Yesterday Dan took the day off work to sit with Averi while I went with Kaili on her field trip. It is now official that whenever I leave bad things happen. Dan called at 9:00 in the morning to inform me that Averi had just thrown up her entire breakfast.
She continued to throw up throughout the morning but finally calmed down after they gave her some medicine. When Kaili and I got here for dinner she looked pale and had bags under her eyes but was playing and handling her pump feeds at a really slow rate.
Averi looked really tired so I put her to bed expecting a restful night that would help her feel better. Wrong!
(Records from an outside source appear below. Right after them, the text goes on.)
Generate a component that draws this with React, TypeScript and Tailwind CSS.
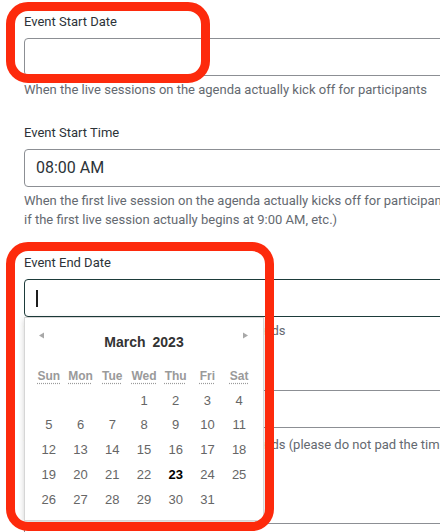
import React from "react";

const labelCls = "text-[13px] leading-[18px] text-[#2c3338]";

function Field({
  label,
  value,
  focused,
  help,
  helpTop = "mt-[4px]",
}: {
  label: string;
  value?: string;
  focused?: boolean;
  help: React.ReactNode;
  helpTop?: string;
}) {
  return (
    <div className="mb-[25px]">
      <div className={labelCls}>{label}</div>
      <div
        className={
          "mt-[7px] h-[38px] w-[560px] rounded-[4px] border bg-white flex items-center pl-[11px] text-[16px] text-[#2c3338] " +
          (focused ? "border-[#1d3b3a]" : "border-[#8c8f94]")
        }
      >
        {value}
        {focused && <span className="block w-[1.5px] h-[17px] bg-[#1e1e1e]" />}
      </div>
      <div className={"text-[13px] leading-[19px] text-[#646970] whitespace-nowrap " + helpTop}>{help}</div>
    </div>
  );
}

const dayNames = ["Sun", "Mon", "Tue", "Wed", "Thu", "Fri", "Sat"];
const cells: (number | null)[] = [null, null, null, ...Array.from({ length: 31 }, (_, i) => i + 1)];

function Calendar() {
  return (
    <div className="absolute left-[24px] top-[317px] w-[240px] h-[204px] bg-white border border-[#d6d6d6] shadow-[0_2px_6px_rgba(0,0,0,0.18)] font-['Liberation_Sans',Arial,sans-serif]">
      <div className="relative h-[44px]">
        <svg className="absolute left-[13px] top-[14px]" width="7" height="7" viewBox="0 0 7 7">
          <path d="M1 3.5 L6 0.5 L6 6.5 Z" fill="#a8a8a8" />
        </svg>
        <svg className="absolute left-[217px] top-[14px]" width="7" height="7" viewBox="0 0 7 7">
          <path d="M6 3.5 L1 0.5 L1 6.5 Z" fill="#a8a8a8" />
        </svg>
        <div className="absolute left-0 right-0 top-[15px] flex justify-center gap-[7px] text-[14px] font-bold leading-[18px] text-[#333]">
          <span>March</span>
          <span>2023</span>
        </div>
      </div>
      <div className="ml-[8px] w-[222px] grid grid-cols-7 mt-[7px]">
        {dayNames.map((d) => (
          <div key={d} className="h-[17px] flex justify-center text-[12px] font-bold leading-[15px] text-[#9a9a9a]">
            <span className="underline decoration-dotted decoration-[#9a9a9a] underline-offset-[3px]">{d}</span>
          </div>
        ))}
      </div>
      <div className="ml-[8px] w-[222px] grid grid-cols-7 mt-[2px]">
        {cells.map((c, i) => (
          <div
            key={i}
            className={
              "h-[24.8px] flex items-center justify-center text-[13px] " +
              (c === 23 ? "font-bold text-black" : "text-[#666]")
            }
          >
            {c ?? ""}
          </div>
        ))}
      </div>
    </div>
  );
}

export default function App() {
  return (
    <div className="relative w-[440px] h-[532px] overflow-hidden bg-white font-['Roboto','Noto_Sans',sans-serif]">
      <div className="pl-[24px] pt-[13px]">
        <Field
          label="Event Start Date"
          help="When the live sessions on the agenda actually kick off for participants"
        />
        <Field
          label="Event Start Time"
          value="08:00 AM"
          help={
            <>
              When the first live session on the agenda actually kicks off for participants (e.g. enter 9:00 AM
              <br />
              if the first live session actually begins at 9:00 AM, etc.)
            </>
          }
        />
        <Field
          label="Event End Date"
          focused
          help="When the final live sessions on agendas ends"
        />
        <Field
          label="Event End Time"
          helpTop="mt-[7px]"
          help={
            <>
              When the final live sessions on agendas ends (please do not pad the time for networking, etc.)
              <br />
              Enter the time the final session wraps up.
            </>
          }
        />
        <Field label="Event Timezone" help="The timezone in which the event takes place" />
      </div>

      <Calendar />

      <div className="absolute left-[6px] top-[2px] w-[204px] h-[81px] rounded-[22px] border-[9px] border-[#fd2a0c]" />
      <div className="absolute left-[6px] top-[242px] w-[268px] h-[289px] rounded-[22px] border-[9px] border-[#fd2a0c]" />
    </div>
  );
}
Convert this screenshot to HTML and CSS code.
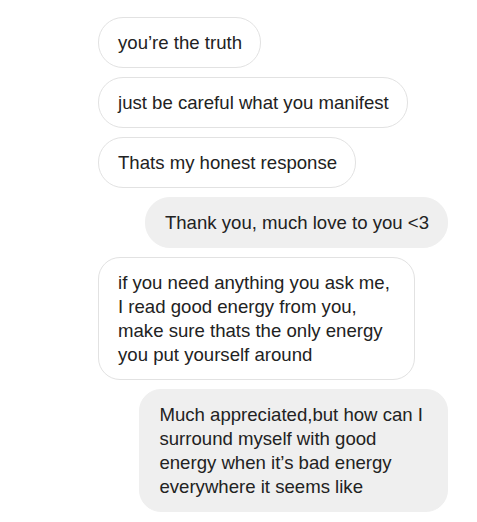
FILE: index.html
```html
<!DOCTYPE html>
<html lang="en">
<head>
  <meta charset="UTF-8">
  <meta name="viewport" content="width=device-width, initial-scale=1.0">
  <title>Messages</title>
  <link rel="stylesheet" href="styles.css">
</head>
<body>
  <div class="thread">
    <div class="bubble incoming">you’re the truth</div>
    <div class="bubble incoming">just be careful what you manifest</div>
    <div class="bubble incoming">Thats my honest response</div>
    <div class="bubble outgoing">Thank you, much love to you &lt;3</div>
    <div class="bubble incoming multi">if you need anything you ask me,<br>I read good energy from you,<br>make sure thats the only energy<br>you put yourself around</div>
    <div class="bubble outgoing multi">Much appreciated,but how can I<br>surround myself with good<br>energy when it’s bad energy<br>everywhere it seems like</div>
  </div>
</body>
</html>
```

FILE: styles.css
```css
* {
  margin: 0;
  padding: 0;
  box-sizing: border-box;
}

body {
  background: #fff;
  font-family: 'Liberation Sans', Arial, sans-serif;
  color: #222;
}

.thread {
  display: flex;
  flex-direction: column;
  gap: 9px;
  padding: 17px 29px 0 98px;
}

.bubble {
  font-size: 18.6px;
  line-height: 24px;
  padding: 13px 18px 12px 19px;
  border-radius: 25px;
  border: 1px solid #e2e2e2;
}

.bubble.multi {
  border-radius: 22px;
  padding-right: 24px;
}

.incoming {
  align-self: flex-start;
  background: #fff;
}

.outgoing {
  align-self: flex-end;
  background: #efefef;
  border-color: #efefef;
}
```
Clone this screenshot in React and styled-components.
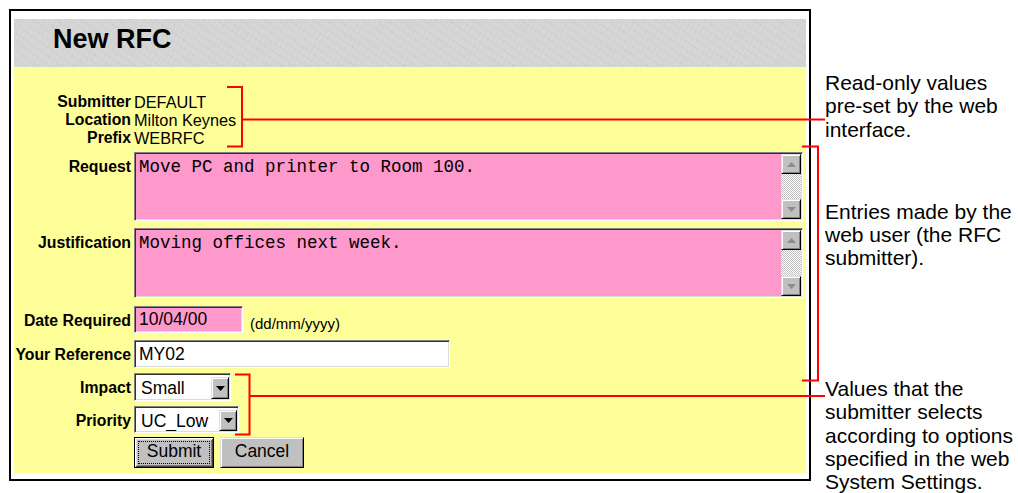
import React from "react";
import styled, { createGlobalStyle } from "styled-components";

const GlobalStyle = createGlobalStyle`
  html, body {
    margin: 0;
    padding: 0;
    background: #fff;
    overflow: hidden;
  }
  body {
    font-family: "Liberation Sans", Arial, sans-serif;
    color: #000;
  }
`;

const SANS = `"Liberation Sans", Arial, sans-serif`;
const MONO = `"Liberation Mono", "Courier New", monospace`;

const Page = styled.div`
  position: relative;
  display: flex;
  align-items: flex-start;
  width: 1018px;
  height: 493px;
  box-sizing: border-box;
  padding: 9px 0 0 9px;
`;

const Frame = styled.div`
  width: 802px;
  flex: none;
  box-sizing: border-box;
  border: 2px solid #000;
  padding: 8px 3px 6px;
  background: #fff;
`;

const TitleBar = styled.div`
  height: 48px;
  box-sizing: border-box;
  padding: 5px 0 0 39px;
  background-color: #d4d4d4;
  background-image:
    repeating-linear-gradient(115deg, rgba(255,255,255,0.1) 0 1px, transparent 1px 5px),
    repeating-linear-gradient(35deg, rgba(0,0,0,0.03) 0 1px, transparent 1px 7px);
  font: bold 27px/31px ${SANS};
`;

const FormBody = styled.form`
  display: flex;
  flex-direction: column;
  background: #ffff99;
  padding: 26px 0 5px;
  margin: 0;
`;

const Row = styled.div`
  display: flex;
  align-items: flex-start;
  gap: 3px;
  margin-top: ${(p) => p.$mt ?? 0}px;
`;

const Label = styled.label`
  width: 117px;
  flex: none;
  box-sizing: border-box;
  text-align: right;
  white-space: nowrap;
  font: bold 15.8px/18px ${SANS};
  padding-top: ${(p) => p.$pt ?? 6}px;
`;

const Value = styled.span`
  font: 16.3px/18px ${SANS};
  white-space: nowrap;
`;

const sunken = `
  border: 1px solid;
  border-color: #808080 #ffffff #ffffff #808080;
  box-shadow: inset 1px 1px #303030, inset -1px -1px #dcdcdc;
`;

const raised = `
  background: #c0c0c0;
  border: 1px solid;
  border-color: #dfdfdf #000000 #000000 #dfdfdf;
  box-shadow: inset 1px 1px #ffffff, inset -1px -1px #808080;
`;

const TextBox = styled.div`
  display: flex;
  width: 669px;
  height: ${(p) => p.$h}px;
  box-sizing: border-box;
  ${sunken}
  padding: 1px;
  background: #ff99cc;
`;

const TextArea = styled.textarea`
  flex: 1;
  min-width: 0;
  margin: 0;
  border: none;
  outline: none;
  resize: none;
  overflow: hidden;
  background: transparent;
  color: #000;
  font: 17.5px/20px ${MONO};
  padding: 3px 3px 0;
`;

const ScrollBar = styled.div`
  width: 20px;
  flex: none;
  display: flex;
  flex-direction: column;
`;

const ScrollButton = styled.div`
  height: 20px;
  flex: none;
  box-sizing: border-box;
  display: flex;
  align-items: center;
  justify-content: center;
  ${raised}
`;

const Track = styled.div`
  flex: 1;
  background: repeating-conic-gradient(#c0c0c0 0 25%, #ffffff 0 50%) 0 0 / 2px 2px;
`;

const Field = styled.input`
  box-sizing: border-box;
  width: ${(p) => p.$w}px;
  height: ${(p) => p.$h}px;
  margin: 0;
  padding: 0 4px;
  ${sunken}
  background: ${(p) => p.$bg};
  color: #000;
  outline: none;
  font: 17.5px/20px ${SANS};
`;

const Hint = styled.span`
  font: 15px/18px ${SANS};
  padding: 9px 0 0 4px;
  white-space: nowrap;
`;

const SelectBox = styled.div`
  display: flex;
  width: ${(p) => p.$w}px;
  height: ${(p) => p.$h}px;
  box-sizing: border-box;
  ${sunken}
  background: #fff;
  padding: 3px 1px 1px 6px;
`;

const Select = styled.select`
  flex: 1;
  min-width: 0;
  appearance: none;
  -webkit-appearance: none;
  border: none;
  outline: none;
  background: transparent;
  margin: 0;
  padding: 0;
  color: #000;
  font: 17.5px/20px ${SANS};
`;

const DropButton = styled.span`
  width: 18px;
  flex: none;
  box-sizing: border-box;
  display: flex;
  align-items: center;
  justify-content: center;
  ${raised}
`;

const Button = styled.button`
  width: ${(p) => p.$w}px;
  height: 31px;
  box-sizing: border-box;
  margin: 0;
  padding: 0 0 3px;
  font: 17.5px/20px ${SANS};
  color: #000;
  cursor: default;
  background: #c0c0c0;
  ${(p) =>
    p.$default
      ? `
    border: 1px solid #000;
    box-shadow: inset 1px 1px #ffffff, inset -1px -1px #404040,
      inset 2px 2px #dfdfdf, inset -2px -2px #808080;
    outline: 1px dotted #000;
    outline-offset: -5px;
  `
      : `
    border: 1px solid;
    border-color: #dfdfdf #000000 #000000 #dfdfdf;
    box-shadow: inset 1px 1px #ffffff, inset -1px -1px #808080;
    outline: none;
  `}
`;

const ButtonRow = styled.div`
  display: flex;
  gap: 6px;
  margin: 4px 0 0 120px;
`;

const Notes = styled.aside`
  margin-left: 14px;
  display: flex;
  flex-direction: column;
  font: 21px/23.33px ${SANS};
  white-space: nowrap;
`;

const Note = styled.p`
  margin: ${(p) => p.$mt}px 0 0;
`;

const Callouts = styled.svg`
  position: absolute;
  left: 0;
  top: 0;
  pointer-events: none;
`;

const ArrowUp = ({ color }) => (
  <svg width="9" height="5" viewBox="0 0 9 5">
    <path d="M4.5 0 L9 5 L0 5 Z" fill={color} />
  </svg>
);

const ArrowDown = ({ color }) => (
  <svg width="9" height="5" viewBox="0 0 9 5">
    <path d="M0 0 L9 0 L4.5 5 Z" fill={color} />
  </svg>
);

function MemoField({ label, text, height }) {
  return (
    <>
      <Label>{label}</Label>
      <TextBox $h={height}>
        <TextArea defaultValue={text} spellCheck={false} />
        <ScrollBar>
          <ScrollButton>
            <ArrowUp color="#8c8c8c" />
          </ScrollButton>
          <Track />
          <ScrollButton>
            <ArrowDown color="#8c8c8c" />
          </ScrollButton>
        </ScrollBar>
      </TextBox>
    </>
  );
}

function DropDown({ width, height, value, options }) {
  return (
    <SelectBox $w={width} $h={height}>
      <Select defaultValue={value}>
        {options.map((o) => (
          <option key={o}>{o}</option>
        ))}
      </Select>
      <DropButton>
        <ArrowDown color="#000" />
      </DropButton>
    </SelectBox>
  );
}

const readOnly = [
  ["Submitter", "DEFAULT"],
  ["Location", "Milton Keynes"],
  ["Prefix", "WEBRFC"],
];

export default function App() {
  return (
    <>
      <GlobalStyle />
      <Page>
        <Frame>
          <TitleBar>New RFC</TitleBar>
          <FormBody onSubmit={(e) => e.preventDefault()}>
            {readOnly.map(([k, v]) => (
              <Row key={k}>
                <Label $pt={0}>{k}</Label>
                <Value>{v}</Value>
              </Row>
            ))}
            <Row $mt={5}>
              <MemoField label="Request" text="Move PC and printer to Room 100." height={69} />
            </Row>
            <Row $mt={7}>
              <MemoField label="Justification" text="Moving offices next week." height={70} />
            </Row>
            <Row $mt={8}>
              <Label>Date Required</Label>
              <Field $w={109} $h={27} $bg="#ff99cc" defaultValue="10/04/00" />
              <Hint>(dd/mm/yyyy)</Hint>
            </Row>
            <Row $mt={7}>
              <Label>Your Reference</Label>
              <Field $w={316} $h={28} $bg="#ffffff" defaultValue="MY02" />
            </Row>
            <Row $mt={5}>
              <Label>Impact</Label>
              <DropDown width={97} height={28} value="Small" options={["Small", "Medium", "Large"]} />
            </Row>
            <Row $mt={5}>
              <Label>Priority</Label>
              <DropDown width={105} height={27} value="UC_Low" options={["UC_Low", "UC_Medium", "UC_High"]} />
            </Row>
            <ButtonRow>
              <Button type="submit" $w={80} $default>
                Submit
              </Button>
              <Button type="button" $w={84}>
                Cancel
              </Button>
            </ButtonRow>
          </FormBody>
        </Frame>
        <Notes>
          <Note $mt={62}>
            Read-only values
            <br />
            pre-set by the web
            <br />
            interface.
          </Note>
          <Note $mt={58.6}>
            Entries made by the
            <br />
            web user (the RFC
            <br />
            submitter).
          </Note>
          <Note $mt={107.4}>
            Values that the
            <br />
            submitter selects
            <br />
            according to options
            <br />
            specified in the web
            <br />
            System Settings.
          </Note>
        </Notes>
        <Callouts width="1018" height="493" viewBox="0 0 1018 493">
          <g fill="none" stroke="#ff0000" strokeWidth="2">
            <path d="M227 87 H242 V146.5 H227" />
            <path d="M242 119.5 H825" />
            <path d="M802 146.5 H818 V380.5 H802" />
            <path d="M235 374.5 H249.5 V434.5 H235" />
            <path d="M249.5 396 H825" />
          </g>
        </Callouts>
      </Page>
    </>
  );
}
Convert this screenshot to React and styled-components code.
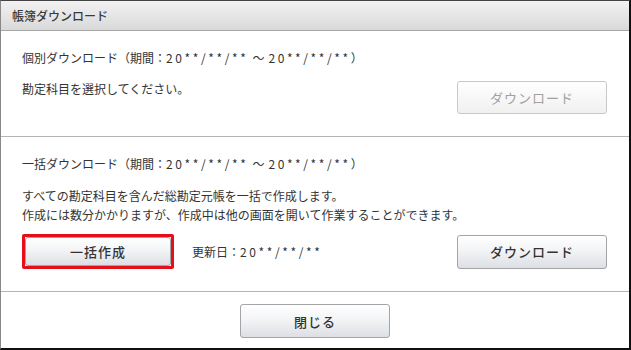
import React from 'react'
import styled, { createGlobalStyle } from 'styled-components'

const GlobalStyle = createGlobalStyle`
    html, body {
        margin: 0;
        padding: 0;
        background: #fff;
    }
    body {
        font-family: "Noto Sans CJK JP", "Noto Sans", sans-serif;
        font-size: 12px;
        color: #333;
    }
`;

const Dialog = styled.div`
    width: 631px;
    height: 350px;
    box-sizing: border-box;
    border-top: 1px solid #444;
    border-left: 1px solid #888;
    border-right: 2px solid #111;
    border-bottom: 2px solid #111;
    display: flex;
    flex-direction: column;
    background: #fff;
`;

const Header = styled.div`
    height: 29px;
    flex: none;
    display: flex;
    align-items: center;
    padding-left: 11px;
    background: linear-gradient(#f2f2f2, #d9d9d9);
    border-bottom: 1px solid #a8a8a8;
    color: #3a3a3a;
    font-size: 12px;
    font-weight: 500;
`;

const Section = styled.div`
    padding: ${props => props.pad || '18px 22px 22px 21px'};
    border-bottom: ${props => props.last ? 'none' : '1px solid #b4b4b4'};
    display: flex;
    flex-direction: column;
    flex: ${props => props.last ? '1' : 'none'};
    align-items: ${props => props.center ? 'center' : 'stretch'};
`;

const Line = styled.div`
    line-height: 18px;
    white-space: nowrap;
`;

const Period = styled.span`
    letter-spacing: 2.6px;
`;

const Tilde = styled.span`
    margin: 0 4px;
`;

const Para = styled.div`
    line-height: 19px;
    margin-top: ${props => props.top || '13px'};
`;

const Row = styled.div`
    display: flex;
    align-items: ${props => props.align || 'center'};
    margin-top: ${props => props.top || '13px'};
`;

const Spacer = styled.div`
    flex: 1;
`;

const Button = styled.button`
    width: ${props => props.w || '150px'};
    height: ${props => props.h || '34px'};
    box-sizing: border-box;
    border: 1px solid ${props => props.disabled ? '#c8c8c8' : '#a4a4a4'};
    border-radius: 3px;
    background: ${props => props.disabled
        ? 'linear-gradient(#ffffff, #f0f0f0)'
        : 'linear-gradient(#ffffff 0%, #f3f4f6 45%, #dcdfe4 100%)'};
    color: ${props => props.disabled ? '#a0a0a0' : '#333'};
    font-family: "Noto Sans CJK JP", "Noto Sans", sans-serif;
    font-size: 13px;
    font-weight: ${props => props.disabled ? 400 : 500};
    letter-spacing: 1px;
    padding: 0;
    cursor: ${props => props.disabled ? 'default' : 'pointer'};
`;

const Highlight = styled.div`
    border: 3px solid #e3101a;
    border-radius: 2px;
    display: flex;
`;

const UpdateDate = styled.span`
    margin-left: 18px;
    white-space: nowrap;
`;

const App = () => (
    <Dialog>
        <GlobalStyle />
        <Header>帳簿ダウンロード</Header>

        <Section>
            <Line>個別ダウンロード（期間：<Period>20**/**/**</Period><Tilde>～</Tilde><Period>20**/**/**</Period>）</Line>
            <Row align="flex-start">
                <Line>勘定科目を選択してください。</Line>
                <Spacer />
                <Button disabled w="150px" h="33px" style={{ marginTop: 1 }}>ダウンロード</Button>
            </Row>
        </Section>

        <Section pad="18px 22px 22px 21px">
            <Line>一括ダウンロード（期間：<Period>20**/**/**</Period><Tilde>～</Tilde><Period>20**/**/**</Period>）</Line>
            <Para>
                すべての勘定科目を含んだ総勘定元帳を一括で作成します。<br />
                作成には数分かかりますが、作成中は他の画面を開いて作業することができます。
            </Para>
            <Row top="10px">
                <Highlight>
                    <Button w="146px" h="29px">一括作成</Button>
                </Highlight>
                <UpdateDate>更新日：<Period>20**/**/**</Period></UpdateDate>
                <Spacer />
                <Button>ダウンロード</Button>
            </Row>
        </Section>

        <Section last center pad="12px 0 0 0">
            <Button>閉じる</Button>
        </Section>
    </Dialog>
);

export default App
She threw up 4 more times between 10:30 and 1:00. Finally the nurse gave her a different medicine that would help with the nausea and had a side effect of sleepiness...thank goodness.
She made it to 7:00 this morning before the medicine wore off and she got sick a couple more times. The poor thing was just restless all night and I woke up every time she coughed and ran to the bed to make sure she wasn't laying in puke. Fortunately she is still 'sleeping' now.
I have to admit that this brought on my first melt down. I know she feels awful and I just feel so helpless. There's nothing I can do but change her sheets, wipe her down, and rub her back. Why does she have to go through all this? Her life is hard enough, why does she have to feel like crap too?
It's not even that I'm bitter about the short straw she's been handed in life, I've accepted that. I'm just tired of not being able to make things better for her. I feel so incapable. She's my daughter and I love her so much and I should be able to kiss it all better. Isn't that what mom's do?